Baby.com: Time to Grow Up

It was once a novelty, it was hip, it was in. And although a ".com" address is still a must, ".com" in a company name is a bust. It's simply out of fashion. But it's also more than that.

U.S. companies have been dumping the “.com” from their names since the suffix became a liability rather than an asset.

Remember the good old days (not so long ago!) when everything was “.com”?

  • The advertising during last year’s Super Bowl didn’t include a single promotion without a URL.
  • There was a time when if you didn’t have a “.com inc.” somewhere in your advertising copy, your company would have been perceived as out-of-date, behind the times, not with it.
  • And, of course, every company with a purely dot-com background added the “.com” suffix to its name to make sure it was gaining maximum leverage from its attractive heritage.

I’m not proposing that the “.com” suffix is dead. What I’m observing is that although once a seemingly necessary part of company nomenclature, it is far from being “in” today.

What’s in a Name?

Over the past months a number of dot-coms have started deleting the “.com” from their names. InfoSpace, Yahoo, and Excite have all, during the past half year, dropped the “.com” endings in favor of brick-and-mortar names.

So has this decision by various companies been purely coincidental, or has it been part of a larger strategy?

  • You might argue that by eliminating the “.com” ending from your company name, you avoid some of the bad will that’s currently being reflected in press commentary.
  • Perhaps discarding the “.com” allows your company to be taken more seriously.
  • You might also observe that the “.com” ending is now superfluous, since consumers take its presence for granted and are able to guess a company’s URL by following their assumptions.
  • Yet another possibility is that because the “.com” is perceived by many consumers and businesspeople as representing a business-to-consumer (B2C) priority, rather than a business-to-business (B2B) one, it confuses a potentially large target group.

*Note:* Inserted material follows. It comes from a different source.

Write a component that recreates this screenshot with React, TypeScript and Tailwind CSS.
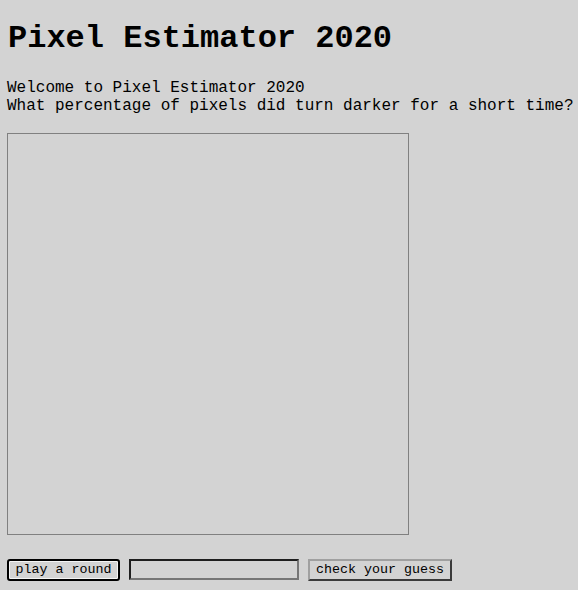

The reality is that many companies are desperately trying to rid themselves of their pasts by deleting the “.com” from their names. But will that change anything?

Here’s another argument to consider, one I find more relevant for you to take into account when deciding whether to keep or drop your “.com” tag.

The “.com” in your name generally no longer adds any value to your company image. There’s nothing novel, special, extra, or especially desirable inherent in the term. Boasting “.com” is like advertising “color television” with a motel room or “stereo radio” with a car. In the first place most televisions are color, and all radios are in stereo; in the second place everybody already has one.

Time to Get Over It

So where does this leave us?

Well, it brings me back to an issue I discussed some articles ago. Having a “.com” or other URL is a must. Consumers are brainwashed with the “.com” ending. Actually, research by ACNielsen shows that more than 70 percent of users remember URLs whether the address suffix is “.com,” “.net,” or “.org.”

The trend is obvious. Sound-equipment manufacturers forgot all about the big deal of stereo some years ago. We’ve expected television to be the color variety for some time now. And the time has come for dot-com companies to forget about their “.com” infancy.

Goodbye, Baby.com. You’re welcome to enter the world of adult companies.